DATA BLOCK »
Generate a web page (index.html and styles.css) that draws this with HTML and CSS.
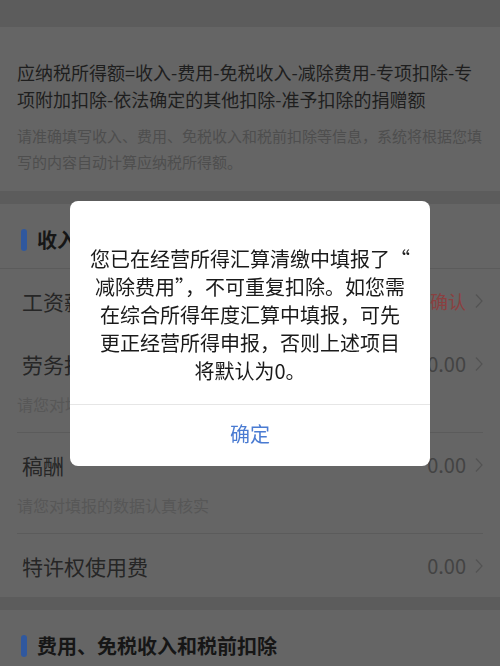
FILE: index.html
```html
<!DOCTYPE html>
<html lang="zh-CN">
<head>
<meta charset="utf-8">
<title>应纳税所得额</title>
<link rel="stylesheet" href="styles.css">
</head>
<body>
<div class="page">
  <section class="card intro">
    <p class="formula">应纳税所得额=收入-费用-免税收入-减除费用-专项扣除-专<br>项附加扣除-依法确定的其他扣除-准予扣除的捐赠额</p>
    <p class="hint">请准确填写收入、费用、免税收入和税前扣除等信息，系统将根据您填<br>写的内容自动计算应纳税所得额。</p>
  </section>

  <section class="card">
    <h2 class="sec-title"><span class="bar"></span>收入</h2>
    <div class="row plain">
      <div class="row-main">
        <span class="row-name">工资薪金</span>
        <span class="row-val red">待确认<svg class="chev" viewBox="0 0 8 16"><path d="M1 1.5 L7 8 L1 14.5"/></svg></span>
      </div>
    </div>
    <div class="row">
      <div class="row-main">
        <span class="row-name">劳务报酬</span>
        <span class="row-val">0.00<svg class="chev" viewBox="0 0 8 16"><path d="M1 1.5 L7 8 L1 14.5"/></svg></span>
      </div>
      <p class="row-sub">请您对填报的数据认真核实</p>
    </div>
    <div class="row">
      <div class="row-main">
        <span class="row-name">稿酬</span>
        <span class="row-val">0.00<svg class="chev" viewBox="0 0 8 16"><path d="M1 1.5 L7 8 L1 14.5"/></svg></span>
      </div>
      <p class="row-sub">请您对填报的数据认真核实</p>
    </div>
    <div class="row plain">
      <div class="row-main">
        <span class="row-name">特许权使用费</span>
        <span class="row-val">0.00<svg class="chev" viewBox="0 0 8 16"><path d="M1 1.5 L7 8 L1 14.5"/></svg></span>
      </div>
    </div>
  </section>

  <section class="card">
    <h2 class="sec-title"><span class="bar"></span>费用、免税收入和税前扣除</h2>
  </section>
</div>

<div class="overlay">
  <div class="dialog">
    <p class="dialog-text">您已在经营所得汇算清缴中填报了“<br>减除费用”，不可重复扣除。如您需<br>在综合所得年度汇算中填报，可先<br>更正经营所得申报，否则上述项目<br>将默认为0。</p>
    <div class="dialog-btn">确定</div>
  </div>
</div>
</body>
</html>
```

FILE: styles.css
```css
* { box-sizing: border-box; }

html, body {
  margin: 0;
  padding: 0;
}

body {
  width: 500px;
  height: 666px;
  overflow: hidden;
  background: #5c5c5c;
  font-family: "Noto Sans CJK SC", "Noto Sans", sans-serif;
}

.page {
  padding-top: 27px;
  display: flex;
  flex-direction: column;
  gap: 13px;
}

.card {
  background: #656565;
}

.intro {
  padding: 32px 10px 16px 17px;
}

.formula {
  margin: 0;
  font-size: 18px;
  line-height: 27px;
  color: #1e1e1e;
  white-space: nowrap;
}

.hint {
  margin: 10px 0 0;
  font-size: 15px;
  line-height: 26px;
  color: #4e4e4e;
  white-space: nowrap;
}

.sec-title {
  margin: 0;
  height: 65px;
  padding: 25px 20px 18px 21px;
  display: flex;
  align-items: center;
  gap: 10px;
  font-size: 20px;
  font-weight: bold;
  line-height: 22px;
  color: #161616;
  border-bottom: 1px solid #5b5b5b;
}

.bar {
  width: 6px;
  height: 22px;
  border-radius: 3px;
  background: #30589e;
}

.row {
  margin: 0 17px;
  border-bottom: 1px solid #5b5b5b;
}

.row.plain {
  border-bottom: none;
}

.row-main {
  height: 63px;
  padding-left: 5px;
  display: flex;
  align-items: center;
  justify-content: space-between;
}

.row-name {
  font-size: 21px;
  color: #262626;
}

.row-val {
  display: flex;
  align-items: center;
  gap: 9px;
  font-size: 20px;
  color: #434343;
}

.row-val.red {
  font-size: 18px;
  color: #8a4040;
}

.chev {
  width: 8px;
  height: 16px;
  fill: none;
  stroke: #535353;
  stroke-width: 1.2;
}

.row-sub {
  margin: -1px 0 0;
  padding-bottom: 18px;
  font-size: 16px;
  line-height: 20px;
  color: #575757;
}

.overlay {
  position: fixed;
  inset: 0;
  display: flex;
  align-items: center;
  justify-content: center;
}

.dialog {
  width: 360px;
  background: #ffffff;
  border-radius: 8px;
  overflow: hidden;
}

.dialog-text {
  margin: 0;
  padding: 44px 10px 19px;
  text-align: center;
  font-size: 20px;
  line-height: 28px;
  color: #1a1a1a;
  border-bottom: 1px solid #e6e6e6;
}

.dialog-btn {
  height: 61px;
  padding-bottom: 3px;
  display: flex;
  align-items: center;
  justify-content: center;
  font-size: 20px;
  color: #4a7bd2;
}
```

REQUIREMENTS »
Reproduce every line precisely as given, omitting all pictures.

TASK OUTPUT »
Generate a web page (index.html and styles.css) that draws this with HTML and CSS.
FILE: index.html
```html
<!DOCTYPE html>
<html lang="zh-CN">
<head>
<meta charset="utf-8">
<title>应纳税所得额</title>
<link rel="stylesheet" href="styles.css">
</head>
<body>
<div class="page">
  <section class="card intro">
    <p class="formula">应纳税所得额=收入-费用-免税收入-减除费用-专项扣除-专<br>项附加扣除-依法确定的其他扣除-准予扣除的捐赠额</p>
    <p class="hint">请准确填写收入、费用、免税收入和税前扣除等信息，系统将根据您填<br>写的内容自动计算应纳税所得额。</p>
  </section>

  <section class="card">
    <h2 class="sec-title"><span class="bar"></span>收入</h2>
    <div class="row plain">
      <div class="row-main">
        <span class="row-name">工资薪金</span>
        <span class="row-val red">待确认<svg class="chev" viewBox="0 0 8 16"><path d="M1 1.5 L7 8 L1 14.5"/></svg></span>
      </div>
    </div>
    <div class="row">
      <div class="row-main">
        <span class="row-name">劳务报酬</span>
        <span class="row-val">0.00<svg class="chev" viewBox="0 0 8 16"><path d="M1 1.5 L7 8 L1 14.5"/></svg></span>
      </div>
      <p class="row-sub">请您对填报的数据认真核实</p>
    </div>
    <div class="row">
      <div class="row-main">
        <span class="row-name">稿酬</span>
        <span class="row-val">0.00<svg class="chev" viewBox="0 0 8 16"><path d="M1 1.5 L7 8 L1 14.5"/></svg></span>
      </div>
      <p class="row-sub">请您对填报的数据认真核实</p>
    </div>
    <div class="row plain">
      <div class="row-main">
        <span class="row-name">特许权使用费</span>
        <span class="row-val">0.00<svg class="chev" viewBox="0 0 8 16"><path d="M1 1.5 L7 8 L1 14.5"/></svg></span>
      </div>
    </div>
  </section>

  <section class="card">
    <h2 class="sec-title"><span class="bar"></span>费用、免税收入和税前扣除</h2>
  </section>
</div>

<div class="overlay">
  <div class="dialog">
    <p class="dialog-text">您已在经营所得汇算清缴中填报了“<br>减除费用”，不可重复扣除。如您需<br>在综合所得年度汇算中填报，可先<br>更正经营所得申报，否则上述项目<br>将默认为0。</p>
    <div class="dialog-btn">确定</div>
  </div>
</div>
</body>
</html>
```

FILE: styles.css
```css
* { box-sizing: border-box; }

html, body {
  margin: 0;
  padding: 0;
}

body {
  width: 500px;
  height: 666px;
  overflow: hidden;
  background: #5c5c5c;
  font-family: "Noto Sans CJK SC", "Noto Sans", sans-serif;
}

.page {
  padding-top: 27px;
  display: flex;
  flex-direction: column;
  gap: 13px;
}

.card {
  background: #656565;
}

.intro {
  padding: 32px 10px 16px 17px;
}

.formula {
  margin: 0;
  font-size: 18px;
  line-height: 27px;
  color: #1e1e1e;
  white-space: nowrap;
}

.hint {
  margin: 10px 0 0;
  font-size: 15px;
  line-height: 26px;
  color: #4e4e4e;
  white-space: nowrap;
}

.sec-title {
  margin: 0;
  height: 65px;
  padding: 25px 20px 18px 21px;
  display: flex;
  align-items: center;
  gap: 10px;
  font-size: 20px;
  font-weight: bold;
  line-height: 22px;
  color: #161616;
  border-bottom: 1px solid #5b5b5b;
}

.bar {
  width: 6px;
  height: 22px;
  border-radius: 3px;
  background: #30589e;
}

.row {
  margin: 0 17px;
  border-bottom: 1px solid #5b5b5b;
}

.row.plain {
  border-bottom: none;
}

.row-main {
  height: 63px;
  padding-left: 5px;
  display: flex;
  align-items: center;
  justify-content: space-between;
}

.row-name {
  font-size: 21px;
  color: #262626;
}

.row-val {
  display: flex;
  align-items: center;
  gap: 9px;
  font-size: 20px;
  color: #434343;
}

.row-val.red {
  font-size: 18px;
  color: #8a4040;
}

.chev {
  width: 8px;
  height: 16px;
  fill: none;
  stroke: #535353;
  stroke-width: 1.2;
}

.row-sub {
  margin: -1px 0 0;
  padding-bottom: 18px;
  font-size: 16px;
  line-height: 20px;
  color: #575757;
}

.overlay {
  position: fixed;
  inset: 0;
  display: flex;
  align-items: center;
  justify-content: center;
}

.dialog {
  width: 360px;
  background: #ffffff;
  border-radius: 8px;
  overflow: hidden;
}

.dialog-text {
  margin: 0;
  padding: 44px 10px 19px;
  text-align: center;
  font-size: 20px;
  line-height: 28px;
  color: #1a1a1a;
  border-bottom: 1px solid #e6e6e6;
}

.dialog-btn {
  height: 61px;
  padding-bottom: 3px;
  display: flex;
  align-items: center;
  justify-content: center;
  font-size: 20px;
  color: #4a7bd2;
}
```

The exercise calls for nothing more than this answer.